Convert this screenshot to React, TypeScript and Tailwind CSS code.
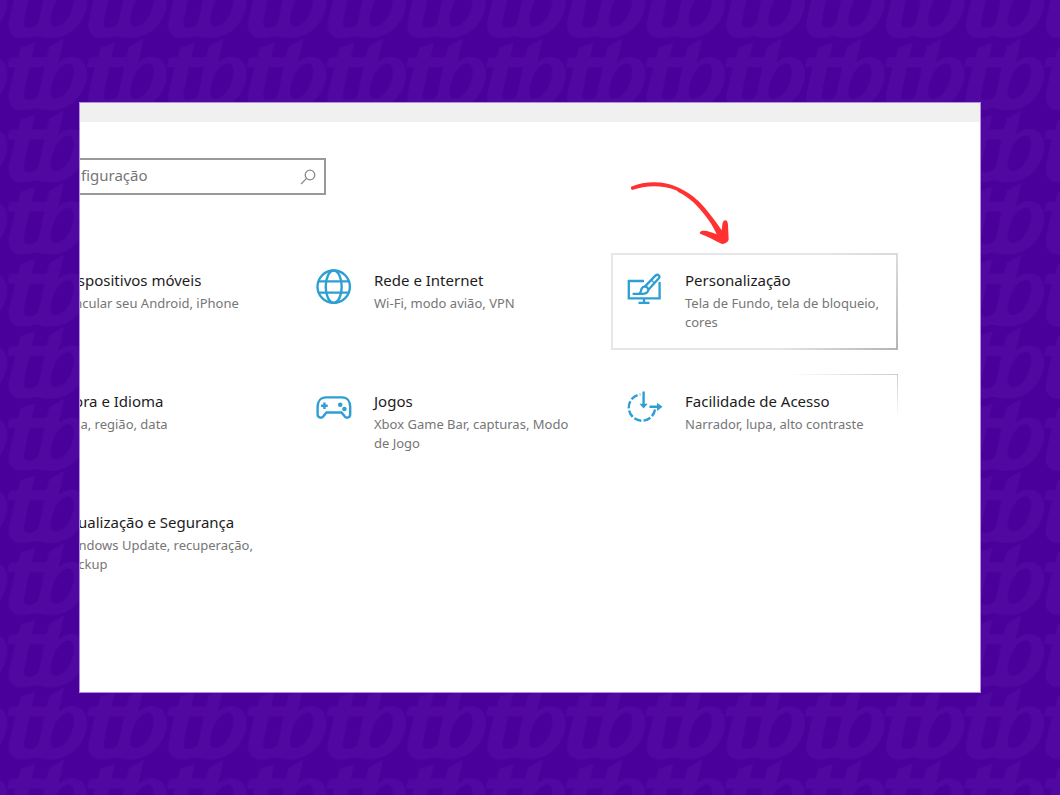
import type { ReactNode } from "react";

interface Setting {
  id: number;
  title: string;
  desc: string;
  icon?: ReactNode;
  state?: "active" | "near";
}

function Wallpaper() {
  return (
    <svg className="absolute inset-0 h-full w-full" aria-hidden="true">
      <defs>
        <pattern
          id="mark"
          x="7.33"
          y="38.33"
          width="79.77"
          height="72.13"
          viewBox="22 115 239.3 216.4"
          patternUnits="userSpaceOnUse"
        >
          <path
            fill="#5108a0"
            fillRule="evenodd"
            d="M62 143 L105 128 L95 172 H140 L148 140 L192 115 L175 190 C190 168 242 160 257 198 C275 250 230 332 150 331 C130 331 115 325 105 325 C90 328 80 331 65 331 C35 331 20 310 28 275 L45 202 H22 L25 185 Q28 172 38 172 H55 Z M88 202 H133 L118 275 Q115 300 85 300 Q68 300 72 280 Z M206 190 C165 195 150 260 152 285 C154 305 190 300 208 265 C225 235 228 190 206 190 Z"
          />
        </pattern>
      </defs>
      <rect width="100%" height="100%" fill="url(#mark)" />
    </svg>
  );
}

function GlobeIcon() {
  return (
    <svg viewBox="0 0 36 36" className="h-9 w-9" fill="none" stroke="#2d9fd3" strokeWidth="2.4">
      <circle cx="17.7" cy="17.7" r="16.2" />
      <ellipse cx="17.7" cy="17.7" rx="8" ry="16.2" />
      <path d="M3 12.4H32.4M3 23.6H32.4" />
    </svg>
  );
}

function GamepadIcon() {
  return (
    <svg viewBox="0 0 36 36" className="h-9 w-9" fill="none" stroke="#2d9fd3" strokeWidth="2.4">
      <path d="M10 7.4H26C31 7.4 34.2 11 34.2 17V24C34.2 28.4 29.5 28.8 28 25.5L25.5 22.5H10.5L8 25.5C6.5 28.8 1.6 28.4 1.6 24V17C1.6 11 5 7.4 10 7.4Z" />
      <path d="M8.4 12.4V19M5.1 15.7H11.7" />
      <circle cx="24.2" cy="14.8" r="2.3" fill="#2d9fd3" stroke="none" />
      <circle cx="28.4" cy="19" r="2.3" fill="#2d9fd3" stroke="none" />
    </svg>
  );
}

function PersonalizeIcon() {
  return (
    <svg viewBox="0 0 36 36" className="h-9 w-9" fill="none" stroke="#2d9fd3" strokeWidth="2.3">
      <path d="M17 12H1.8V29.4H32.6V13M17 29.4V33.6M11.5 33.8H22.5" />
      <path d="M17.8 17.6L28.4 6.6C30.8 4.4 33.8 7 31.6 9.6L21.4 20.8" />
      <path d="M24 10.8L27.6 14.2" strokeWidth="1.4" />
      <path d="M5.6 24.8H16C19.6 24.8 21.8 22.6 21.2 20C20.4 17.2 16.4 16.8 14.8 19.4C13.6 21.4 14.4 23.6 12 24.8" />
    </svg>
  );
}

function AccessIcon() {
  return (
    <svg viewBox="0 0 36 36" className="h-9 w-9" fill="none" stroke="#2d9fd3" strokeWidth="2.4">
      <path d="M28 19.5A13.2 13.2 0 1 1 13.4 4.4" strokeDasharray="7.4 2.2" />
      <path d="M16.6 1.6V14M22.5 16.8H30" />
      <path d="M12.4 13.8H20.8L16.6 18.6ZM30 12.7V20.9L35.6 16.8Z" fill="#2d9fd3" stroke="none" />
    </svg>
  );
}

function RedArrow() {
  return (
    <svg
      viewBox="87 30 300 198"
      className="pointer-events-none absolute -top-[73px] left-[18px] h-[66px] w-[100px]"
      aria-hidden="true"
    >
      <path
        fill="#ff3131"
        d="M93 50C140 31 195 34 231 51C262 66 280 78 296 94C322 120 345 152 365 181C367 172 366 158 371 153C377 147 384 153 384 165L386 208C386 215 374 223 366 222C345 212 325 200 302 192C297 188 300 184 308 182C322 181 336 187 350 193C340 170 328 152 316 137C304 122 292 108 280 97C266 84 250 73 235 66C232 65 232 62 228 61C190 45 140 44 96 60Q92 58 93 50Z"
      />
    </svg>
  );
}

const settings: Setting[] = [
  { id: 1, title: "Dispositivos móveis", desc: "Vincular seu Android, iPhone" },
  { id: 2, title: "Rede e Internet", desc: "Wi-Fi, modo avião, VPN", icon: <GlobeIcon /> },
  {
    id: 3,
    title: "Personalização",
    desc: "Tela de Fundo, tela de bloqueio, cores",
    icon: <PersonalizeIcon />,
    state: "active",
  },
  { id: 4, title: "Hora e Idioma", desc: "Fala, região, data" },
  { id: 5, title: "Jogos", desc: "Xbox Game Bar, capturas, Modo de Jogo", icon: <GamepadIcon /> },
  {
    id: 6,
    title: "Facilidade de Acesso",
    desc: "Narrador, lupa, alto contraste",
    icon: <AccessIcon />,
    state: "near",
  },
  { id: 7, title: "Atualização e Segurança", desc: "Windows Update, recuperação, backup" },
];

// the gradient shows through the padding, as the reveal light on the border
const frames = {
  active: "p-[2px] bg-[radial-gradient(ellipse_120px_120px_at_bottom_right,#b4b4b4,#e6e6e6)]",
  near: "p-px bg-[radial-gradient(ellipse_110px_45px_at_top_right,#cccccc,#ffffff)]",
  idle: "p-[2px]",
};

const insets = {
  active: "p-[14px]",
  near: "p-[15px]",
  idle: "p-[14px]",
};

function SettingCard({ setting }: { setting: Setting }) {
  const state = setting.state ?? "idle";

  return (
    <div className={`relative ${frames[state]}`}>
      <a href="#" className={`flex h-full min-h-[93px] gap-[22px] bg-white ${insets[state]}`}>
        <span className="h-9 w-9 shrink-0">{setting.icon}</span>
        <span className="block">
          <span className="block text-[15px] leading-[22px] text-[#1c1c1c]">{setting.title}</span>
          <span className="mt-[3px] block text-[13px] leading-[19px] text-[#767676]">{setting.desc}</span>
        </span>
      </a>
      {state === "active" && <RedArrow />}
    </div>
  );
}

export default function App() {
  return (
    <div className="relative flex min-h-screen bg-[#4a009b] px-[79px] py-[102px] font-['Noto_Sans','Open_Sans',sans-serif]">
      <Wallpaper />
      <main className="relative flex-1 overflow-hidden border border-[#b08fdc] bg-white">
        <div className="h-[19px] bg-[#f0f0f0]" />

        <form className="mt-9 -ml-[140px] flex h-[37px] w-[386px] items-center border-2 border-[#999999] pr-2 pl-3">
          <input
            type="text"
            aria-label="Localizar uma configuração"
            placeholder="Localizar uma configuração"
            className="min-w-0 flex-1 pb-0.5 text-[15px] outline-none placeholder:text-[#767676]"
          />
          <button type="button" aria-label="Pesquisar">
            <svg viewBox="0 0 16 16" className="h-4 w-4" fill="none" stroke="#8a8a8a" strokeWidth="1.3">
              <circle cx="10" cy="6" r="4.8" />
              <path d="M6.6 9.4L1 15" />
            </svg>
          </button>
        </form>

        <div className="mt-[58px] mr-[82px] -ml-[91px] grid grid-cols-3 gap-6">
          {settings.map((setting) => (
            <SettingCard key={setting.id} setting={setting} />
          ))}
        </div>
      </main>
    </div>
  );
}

• What is asked: Without the pictures, output the full listing exactly as it stands.

• Output for this task:
Convert this screenshot to React, TypeScript and Tailwind CSS code.
import type { ReactNode } from "react";

interface Setting {
  id: number;
  title: string;
  desc: string;
  icon?: ReactNode;
  state?: "active" | "near";
}

function Wallpaper() {
  return (
    <svg className="absolute inset-0 h-full w-full" aria-hidden="true">
      <defs>
        <pattern
          id="mark"
          x="7.33"
          y="38.33"
          width="79.77"
          height="72.13"
          viewBox="22 115 239.3 216.4"
          patternUnits="userSpaceOnUse"
        >
          <path
            fill="#5108a0"
            fillRule="evenodd"
            d="M62 143 L105 128 L95 172 H140 L148 140 L192 115 L175 190 C190 168 242 160 257 198 C275 250 230 332 150 331 C130 331 115 325 105 325 C90 328 80 331 65 331 C35 331 20 310 28 275 L45 202 H22 L25 185 Q28 172 38 172 H55 Z M88 202 H133 L118 275 Q115 300 85 300 Q68 300 72 280 Z M206 190 C165 195 150 260 152 285 C154 305 190 300 208 265 C225 235 228 190 206 190 Z"
          />
        </pattern>
      </defs>
      <rect width="100%" height="100%" fill="url(#mark)" />
    </svg>
  );
}

function GlobeIcon() {
  return (
    <svg viewBox="0 0 36 36" className="h-9 w-9" fill="none" stroke="#2d9fd3" strokeWidth="2.4">
      <circle cx="17.7" cy="17.7" r="16.2" />
      <ellipse cx="17.7" cy="17.7" rx="8" ry="16.2" />
      <path d="M3 12.4H32.4M3 23.6H32.4" />
    </svg>
  );
}

function GamepadIcon() {
  return (
    <svg viewBox="0 0 36 36" className="h-9 w-9" fill="none" stroke="#2d9fd3" strokeWidth="2.4">
      <path d="M10 7.4H26C31 7.4 34.2 11 34.2 17V24C34.2 28.4 29.5 28.8 28 25.5L25.5 22.5H10.5L8 25.5C6.5 28.8 1.6 28.4 1.6 24V17C1.6 11 5 7.4 10 7.4Z" />
      <path d="M8.4 12.4V19M5.1 15.7H11.7" />
      <circle cx="24.2" cy="14.8" r="2.3" fill="#2d9fd3" stroke="none" />
      <circle cx="28.4" cy="19" r="2.3" fill="#2d9fd3" stroke="none" />
    </svg>
  );
}

function PersonalizeIcon() {
  return (
    <svg viewBox="0 0 36 36" className="h-9 w-9" fill="none" stroke="#2d9fd3" strokeWidth="2.3">
      <path d="M17 12H1.8V29.4H32.6V13M17 29.4V33.6M11.5 33.8H22.5" />
      <path d="M17.8 17.6L28.4 6.6C30.8 4.4 33.8 7 31.6 9.6L21.4 20.8" />
      <path d="M24 10.8L27.6 14.2" strokeWidth="1.4" />
      <path d="M5.6 24.8H16C19.6 24.8 21.8 22.6 21.2 20C20.4 17.2 16.4 16.8 14.8 19.4C13.6 21.4 14.4 23.6 12 24.8" />
    </svg>
  );
}

function AccessIcon() {
  return (
    <svg viewBox="0 0 36 36" className="h-9 w-9" fill="none" stroke="#2d9fd3" strokeWidth="2.4">
      <path d="M28 19.5A13.2 13.2 0 1 1 13.4 4.4" strokeDasharray="7.4 2.2" />
      <path d="M16.6 1.6V14M22.5 16.8H30" />
      <path d="M12.4 13.8H20.8L16.6 18.6ZM30 12.7V20.9L35.6 16.8Z" fill="#2d9fd3" stroke="none" />
    </svg>
  );
}

function RedArrow() {
  return (
    <svg
      viewBox="87 30 300 198"
      className="pointer-events-none absolute -top-[73px] left-[18px] h-[66px] w-[100px]"
      aria-hidden="true"
    >
      <path
        fill="#ff3131"
        d="M93 50C140 31 195 34 231 51C262 66 280 78 296 94C322 120 345 152 365 181C367 172 366 158 371 153C377 147 384 153 384 165L386 208C386 215 374 223 366 222C345 212 325 200 302 192C297 188 300 184 308 182C322 181 336 187 350 193C340 170 328 152 316 137C304 122 292 108 280 97C266 84 250 73 235 66C232 65 232 62 228 61C190 45 140 44 96 60Q92 58 93 50Z"
      />
    </svg>
  );
}

const settings: Setting[] = [
  { id: 1, title: "Dispositivos móveis", desc: "Vincular seu Android, iPhone" },
  { id: 2, title: "Rede e Internet", desc: "Wi-Fi, modo avião, VPN", icon: <GlobeIcon /> },
  {
    id: 3,
    title: "Personalização",
    desc: "Tela de Fundo, tela de bloqueio, cores",
    icon: <PersonalizeIcon />,
    state: "active",
  },
  { id: 4, title: "Hora e Idioma", desc: "Fala, região, data" },
  { id: 5, title: "Jogos", desc: "Xbox Game Bar, capturas, Modo de Jogo", icon: <GamepadIcon /> },
  {
    id: 6,
    title: "Facilidade de Acesso",
    desc: "Narrador, lupa, alto contraste",
    icon: <AccessIcon />,
    state: "near",
  },
  { id: 7, title: "Atualização e Segurança", desc: "Windows Update, recuperação, backup" },
];

// the gradient shows through the padding, as the reveal light on the border
const frames = {
  active: "p-[2px] bg-[radial-gradient(ellipse_120px_120px_at_bottom_right,#b4b4b4,#e6e6e6)]",
  near: "p-px bg-[radial-gradient(ellipse_110px_45px_at_top_right,#cccccc,#ffffff)]",
  idle: "p-[2px]",
};

const insets = {
  active: "p-[14px]",
  near: "p-[15px]",
  idle: "p-[14px]",
};

function SettingCard({ setting }: { setting: Setting }) {
  const state = setting.state ?? "idle";

  return (
    <div className={`relative ${frames[state]}`}>
      <a href="#" className={`flex h-full min-h-[93px] gap-[22px] bg-white ${insets[state]}`}>
        <span className="h-9 w-9 shrink-0">{setting.icon}</span>
        <span className="block">
          <span className="block text-[15px] leading-[22px] text-[#1c1c1c]">{setting.title}</span>
          <span className="mt-[3px] block text-[13px] leading-[19px] text-[#767676]">{setting.desc}</span>
        </span>
      </a>
      {state === "active" && <RedArrow />}
    </div>
  );
}

export default function App() {
  return (
    <div className="relative flex min-h-screen bg-[#4a009b] px-[79px] py-[102px] font-['Noto_Sans','Open_Sans',sans-serif]">
      <Wallpaper />
      <main className="relative flex-1 overflow-hidden border border-[#b08fdc] bg-white">
        <div className="h-[19px] bg-[#f0f0f0]" />

        <form className="mt-9 -ml-[140px] flex h-[37px] w-[386px] items-center border-2 border-[#999999] pr-2 pl-3">
          <input
            type="text"
            aria-label="Localizar uma configuração"
            placeholder="Localizar uma configuração"
            className="min-w-0 flex-1 pb-0.5 text-[15px] outline-none placeholder:text-[#767676]"
          />
          <button type="button" aria-label="Pesquisar">
            <svg viewBox="0 0 16 16" className="h-4 w-4" fill="none" stroke="#8a8a8a" strokeWidth="1.3">
              <circle cx="10" cy="6" r="4.8" />
              <path d="M6.6 9.4L1 15" />
            </svg>
          </button>
        </form>

        <div className="mt-[58px] mr-[82px] -ml-[91px] grid grid-cols-3 gap-6">
          {settings.map((setting) => (
            <SettingCard key={setting.id} setting={setting} />
          ))}
        </div>
      </main>
    </div>
  );
}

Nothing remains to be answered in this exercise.